-- begin Data excerpt --

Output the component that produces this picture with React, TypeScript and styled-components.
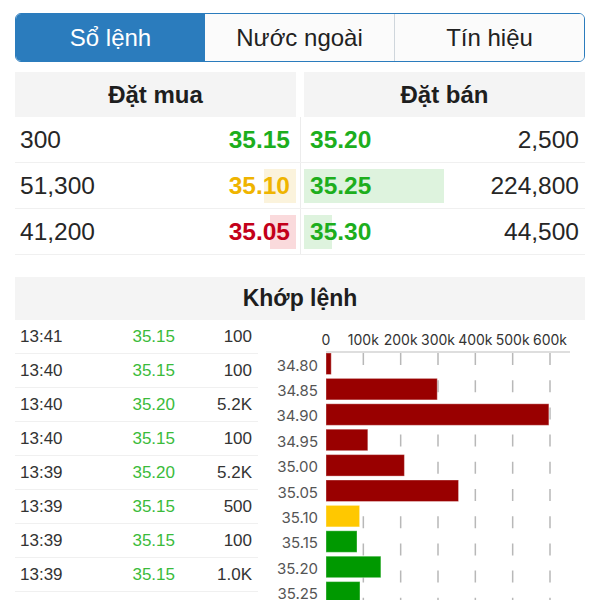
import React from "react";
import styled, { createGlobalStyle } from "styled-components";

const Global = createGlobalStyle`
  html, body { margin: 0; padding: 0; background: #fff; overflow: hidden; }
  body { font-family: "Liberation Sans", Arial, sans-serif; color: #222; }
  * { box-sizing: border-box; }
`;

const Page = styled.div`
  width: 600px;
  height: 600px;
  padding: 13px 15px 0 15px;
  overflow: hidden;
`;

const Tabs = styled.div`
  display: flex;
  height: 49px;
  border: 1px solid #2b7cbd;
  border-radius: 6px;
  overflow: hidden;
`;

const Tab = styled.div<{ $active?: boolean; $divider?: boolean }>`
  flex: 1;
  display: flex;
  align-items: center;
  justify-content: center;
  font-size: 24px;
  background: ${(p) => (p.$active ? "#2b7cbd" : "#fbfbfb")};
  color: ${(p) => (p.$active ? "#fff" : "#222")};
  border-left: ${(p) => (p.$divider ? "1px solid #cfd6dc" : "none")};
`;

const HeaderPair = styled.div`
  display: grid;
  grid-template-columns: 1fr 1fr;
  gap: 8px;
  margin-top: 10px;
`;

const SectionHeader = styled.div`
  height: 45px;
  background: #f4f4f4;
  display: flex;
  align-items: center;
  justify-content: center;
  font-weight: bold;
  font-size: 24px;
  color: #1e1e1e;
`;

const BookRow = styled.div`
  display: grid;
  grid-template-columns: 1fr 8px 1fr;
  height: 46px;
  border-bottom: 1px solid #f0f0f0;
`;

const Divider = styled.div`
  display: flex;
  justify-content: center;
  &::after {
    content: "";
    width: 1px;
    background: #ececec;
  }
`;

const BookCell = styled.div<{ $side: "buy" | "sell" }>`
  position: relative;
  display: flex;
  align-items: center;
  justify-content: space-between;
  padding: 0 6px 0 ${(p) => (p.$side === "buy" ? "5px" : "6px")};
  font-size: 24.5px;
`;

const DepthBar = styled.div<{ $side: "buy" | "sell"; $tone: string }>`
  position: absolute;
  top: 6px;
  bottom: 5px;
  ${(p) => (p.$side === "buy" ? "right: 0;" : "left: 0;")}
  background: ${(p) => p.$tone};
  z-index: 0;
`;

const Qty = styled.span`
  position: relative;
  color: #262626;
`;

const Price = styled.span<{ $color: string }>`
  position: relative;
  font-weight: bold;
  color: ${(p) => p.$color};
`;

const MatchHeader = styled(SectionHeader)`
  margin-top: 22px;
  height: 43px;
  font-size: 23px;
`;

const Bottom = styled.div`
  display: grid;
  grid-template-columns: 243px 1fr;
  gap: 2px;
`;

const TradeList = styled.div`
  display: flex;
  flex-direction: column;
`;

const TradeRow = styled.div`
  display: grid;
  grid-template-columns: 90px 65px 1fr;
  align-items: center;
  height: 34px;
  padding: 0 6px 0 5px;
  border-bottom: 1px solid #f0f0f0;
  font-size: 17px;
  color: #333;
`;

const TradeTime = styled.span``;
const TradePrice = styled.span`
  text-align: right;
  color: #3bbb3b;
`;
const TradeVol = styled.span`
  text-align: right;
`;

const ChartSvg = styled.svg`
  display: block;
  overflow: visible;
  font-family: Inter, "Liberation Sans", sans-serif;
`;

const GREEN = "#1dae1d";
const YELLOW = "#efb400";
const RED = "#c3001a";

const book = [
  { bq: "300", bp: "35.15", bc: GREEN, bw: 0, bt: "", sp: "35.20", sq: "2,500", sw: 0 },
  { bq: "51,300", bp: "35.10", bc: YELLOW, bw: 32, bt: "#fbf3dc", sp: "35.25", sq: "224,800", sw: 140 },
  { bq: "41,200", bp: "35.05", bc: RED, bw: 26, bt: "#fadadc", sp: "35.30", sq: "44,500", sw: 28 },
];

const trades = [
  ["13:41", "35.15", "100"],
  ["13:40", "35.15", "100"],
  ["13:40", "35.20", "5.2K"],
  ["13:40", "35.15", "100"],
  ["13:39", "35.20", "5.2K"],
  ["13:39", "35.15", "500"],
  ["13:39", "35.15", "100"],
  ["13:39", "35.15", "1.0K"],
];

const bars: [string, number, string][] = [
  ["34.80", 14, "#990000"],
  ["34.85", 298, "#990000"],
  ["34.90", 597, "#990000"],
  ["34.95", 112, "#990000"],
  ["35.00", 210, "#990000"],
  ["35.05", 355, "#990000"],
  ["35.10", 90, "#ffc800"],
  ["35.15", 83, "#009900"],
  ["35.20", 147, "#009900"],
  ["35.25", 91, "#009900"],
];

const X0 = 66;
const SCALE = 224 / 600;
const ticks = [0, 100, 200, 300, 400, 500, 600];

function VolumeChart() {
  return (
    <ChartSvg width={325} height={280} viewBox="0 0 325 280">
      {ticks.slice(1).map((t) => (
        <line
          key={`g${t}`}
          x1={X0 + t * SCALE}
          x2={X0 + t * SCALE}
          y1={33}
          y2={290}
          stroke="#b8b8b8"
          strokeWidth={1.5}
          strokeDasharray="12 15.2"
        />
      ))}
      <line x1={X0} x2={310} y1={32} y2={32} stroke="#bdbdbd" strokeWidth={1} />
      {ticks.map((t) => (
        <text
          key={`t${t}`}
          x={X0 + t * SCALE}
          y={25}
          fontSize={14}
          fill="#333"
          textAnchor="middle"
        >
          {t === 0 ? "0" : `${t}k`}
        </text>
      ))}
      {bars.map(([label, v, color], i) => (
        <g key={label}>
          <rect
            x={X0}
            y={33 + i * 25.4}
            width={Math.max(v * SCALE, 1)}
            height={21.5}
            fill={color}
            stroke="rgba(255,255,255,0.35)"
            strokeWidth={1}
          />
          <text
            x={58}
            y={45 + i * 25.4}
            fontSize={15}
            fill="#555"
            textAnchor="end"
            dominantBaseline="central"
          >
            {label}
          </text>
        </g>
      ))}
    </ChartSvg>
  );
}

export default function App() {
  return (
    <>
      <Global />
      <Page>
        <Tabs>
          <Tab $active>Sổ lệnh</Tab>
          <Tab>Nước ngoài</Tab>
          <Tab $divider>Tín hiệu</Tab>
        </Tabs>

        <HeaderPair>
          <SectionHeader>Đặt mua</SectionHeader>
          <SectionHeader>Đặt bán</SectionHeader>
        </HeaderPair>

        {book.map((r) => (
          <BookRow key={r.bp}>
            <BookCell $side="buy">
              {r.bw > 0 && <DepthBar $side="buy" $tone={r.bt} style={{ width: r.bw }} />}
              <Qty>{r.bq}</Qty>
              <Price $color={r.bc}>{r.bp}</Price>
            </BookCell>
            <Divider />
            <BookCell $side="sell">
              {r.sw > 0 && <DepthBar $side="sell" $tone="#def3de" style={{ width: r.sw }} />}
              <Price $color={GREEN}>{r.sp}</Price>
              <Qty>{r.sq}</Qty>
            </BookCell>
          </BookRow>
        ))}

        <MatchHeader>Khớp lệnh</MatchHeader>

        <Bottom>
          <TradeList>
            {trades.map(([t, p, v], i) => (
              <TradeRow key={i}>
                <TradeTime>{t}</TradeTime>
                <TradePrice>{p}</TradePrice>
                <TradeVol>{v}</TradeVol>
              </TradeRow>
            ))}
          </TradeList>
          <VolumeChart />
        </Bottom>
      </Page>
    </>
  );
}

-- end Data excerpt --

Using the material above, return every line exactly as it appears, minus the pictures.

Output the component that produces this picture with React, TypeScript and styled-components.
import React from "react";
import styled, { createGlobalStyle } from "styled-components";

const Global = createGlobalStyle`
  html, body { margin: 0; padding: 0; background: #fff; overflow: hidden; }
  body { font-family: "Liberation Sans", Arial, sans-serif; color: #222; }
  * { box-sizing: border-box; }
`;

const Page = styled.div`
  width: 600px;
  height: 600px;
  padding: 13px 15px 0 15px;
  overflow: hidden;
`;

const Tabs = styled.div`
  display: flex;
  height: 49px;
  border: 1px solid #2b7cbd;
  border-radius: 6px;
  overflow: hidden;
`;

const Tab = styled.div<{ $active?: boolean; $divider?: boolean }>`
  flex: 1;
  display: flex;
  align-items: center;
  justify-content: center;
  font-size: 24px;
  background: ${(p) => (p.$active ? "#2b7cbd" : "#fbfbfb")};
  color: ${(p) => (p.$active ? "#fff" : "#222")};
  border-left: ${(p) => (p.$divider ? "1px solid #cfd6dc" : "none")};
`;

const HeaderPair = styled.div`
  display: grid;
  grid-template-columns: 1fr 1fr;
  gap: 8px;
  margin-top: 10px;
`;

const SectionHeader = styled.div`
  height: 45px;
  background: #f4f4f4;
  display: flex;
  align-items: center;
  justify-content: center;
  font-weight: bold;
  font-size: 24px;
  color: #1e1e1e;
`;

const BookRow = styled.div`
  display: grid;
  grid-template-columns: 1fr 8px 1fr;
  height: 46px;
  border-bottom: 1px solid #f0f0f0;
`;

const Divider = styled.div`
  display: flex;
  justify-content: center;
  &::after {
    content: "";
    width: 1px;
    background: #ececec;
  }
`;

const BookCell = styled.div<{ $side: "buy" | "sell" }>`
  position: relative;
  display: flex;
  align-items: center;
  justify-content: space-between;
  padding: 0 6px 0 ${(p) => (p.$side === "buy" ? "5px" : "6px")};
  font-size: 24.5px;
`;

const DepthBar = styled.div<{ $side: "buy" | "sell"; $tone: string }>`
  position: absolute;
  top: 6px;
  bottom: 5px;
  ${(p) => (p.$side === "buy" ? "right: 0;" : "left: 0;")}
  background: ${(p) => p.$tone};
  z-index: 0;
`;

const Qty = styled.span`
  position: relative;
  color: #262626;
`;

const Price = styled.span<{ $color: string }>`
  position: relative;
  font-weight: bold;
  color: ${(p) => p.$color};
`;

const MatchHeader = styled(SectionHeader)`
  margin-top: 22px;
  height: 43px;
  font-size: 23px;
`;

const Bottom = styled.div`
  display: grid;
  grid-template-columns: 243px 1fr;
  gap: 2px;
`;

const TradeList = styled.div`
  display: flex;
  flex-direction: column;
`;

const TradeRow = styled.div`
  display: grid;
  grid-template-columns: 90px 65px 1fr;
  align-items: center;
  height: 34px;
  padding: 0 6px 0 5px;
  border-bottom: 1px solid #f0f0f0;
  font-size: 17px;
  color: #333;
`;

const TradeTime = styled.span``;
const TradePrice = styled.span`
  text-align: right;
  color: #3bbb3b;
`;
const TradeVol = styled.span`
  text-align: right;
`;

const ChartSvg = styled.svg`
  display: block;
  overflow: visible;
  font-family: Inter, "Liberation Sans", sans-serif;
`;

const GREEN = "#1dae1d";
const YELLOW = "#efb400";
const RED = "#c3001a";

const book = [
  { bq: "300", bp: "35.15", bc: GREEN, bw: 0, bt: "", sp: "35.20", sq: "2,500", sw: 0 },
  { bq: "51,300", bp: "35.10", bc: YELLOW, bw: 32, bt: "#fbf3dc", sp: "35.25", sq: "224,800", sw: 140 },
  { bq: "41,200", bp: "35.05", bc: RED, bw: 26, bt: "#fadadc", sp: "35.30", sq: "44,500", sw: 28 },
];

const trades = [
  ["13:41", "35.15", "100"],
  ["13:40", "35.15", "100"],
  ["13:40", "35.20", "5.2K"],
  ["13:40", "35.15", "100"],
  ["13:39", "35.20", "5.2K"],
  ["13:39", "35.15", "500"],
  ["13:39", "35.15", "100"],
  ["13:39", "35.15", "1.0K"],
];

const bars: [string, number, string][] = [
  ["34.80", 14, "#990000"],
  ["34.85", 298, "#990000"],
  ["34.90", 597, "#990000"],
  ["34.95", 112, "#990000"],
  ["35.00", 210, "#990000"],
  ["35.05", 355, "#990000"],
  ["35.10", 90, "#ffc800"],
  ["35.15", 83, "#009900"],
  ["35.20", 147, "#009900"],
  ["35.25", 91, "#009900"],
];

const X0 = 66;
const SCALE = 224 / 600;
const ticks = [0, 100, 200, 300, 400, 500, 600];

function VolumeChart() {
  return (
    <ChartSvg width={325} height={280} viewBox="0 0 325 280">
      {ticks.slice(1).map((t) => (
        <line
          key={`g${t}`}
          x1={X0 + t * SCALE}
          x2={X0 + t * SCALE}
          y1={33}
          y2={290}
          stroke="#b8b8b8"
          strokeWidth={1.5}
          strokeDasharray="12 15.2"
        />
      ))}
      <line x1={X0} x2={310} y1={32} y2={32} stroke="#bdbdbd" strokeWidth={1} />
      {ticks.map((t) => (
        <text
          key={`t${t}`}
          x={X0 + t * SCALE}
          y={25}
          fontSize={14}
          fill="#333"
          textAnchor="middle"
        >
          {t === 0 ? "0" : `${t}k`}
        </text>
      ))}
      {bars.map(([label, v, color], i) => (
        <g key={label}>
          <rect
            x={X0}
            y={33 + i * 25.4}
            width={Math.max(v * SCALE, 1)}
            height={21.5}
            fill={color}
            stroke="rgba(255,255,255,0.35)"
            strokeWidth={1}
          />
          <text
            x={58}
            y={45 + i * 25.4}
            fontSize={15}
            fill="#555"
            textAnchor="end"
            dominantBaseline="central"
          >
            {label}
          </text>
        </g>
      ))}
    </ChartSvg>
  );
}

export default function App() {
  return (
    <>
      <Global />
      <Page>
        <Tabs>
          <Tab $active>Sổ lệnh</Tab>
          <Tab>Nước ngoài</Tab>
          <Tab $divider>Tín hiệu</Tab>
        </Tabs>

        <HeaderPair>
          <SectionHeader>Đặt mua</SectionHeader>
          <SectionHeader>Đặt bán</SectionHeader>
        </HeaderPair>

        {book.map((r) => (
          <BookRow key={r.bp}>
            <BookCell $side="buy">
              {r.bw > 0 && <DepthBar $side="buy" $tone={r.bt} style={{ width: r.bw }} />}
              <Qty>{r.bq}</Qty>
              <Price $color={r.bc}>{r.bp}</Price>
            </BookCell>
            <Divider />
            <BookCell $side="sell">
              {r.sw > 0 && <DepthBar $side="sell" $tone="#def3de" style={{ width: r.sw }} />}
              <Price $color={GREEN}>{r.sp}</Price>
              <Qty>{r.sq}</Qty>
            </BookCell>
          </BookRow>
        ))}

        <MatchHeader>Khớp lệnh</MatchHeader>

        <Bottom>
          <TradeList>
            {trades.map(([t, p, v], i) => (
              <TradeRow key={i}>
                <TradeTime>{t}</TradeTime>
                <TradePrice>{p}</TradePrice>
                <TradeVol>{v}</TradeVol>
              </TradeRow>
            ))}
          </TradeList>
          <VolumeChart />
        </Bottom>
      </Page>
    </>
  );
}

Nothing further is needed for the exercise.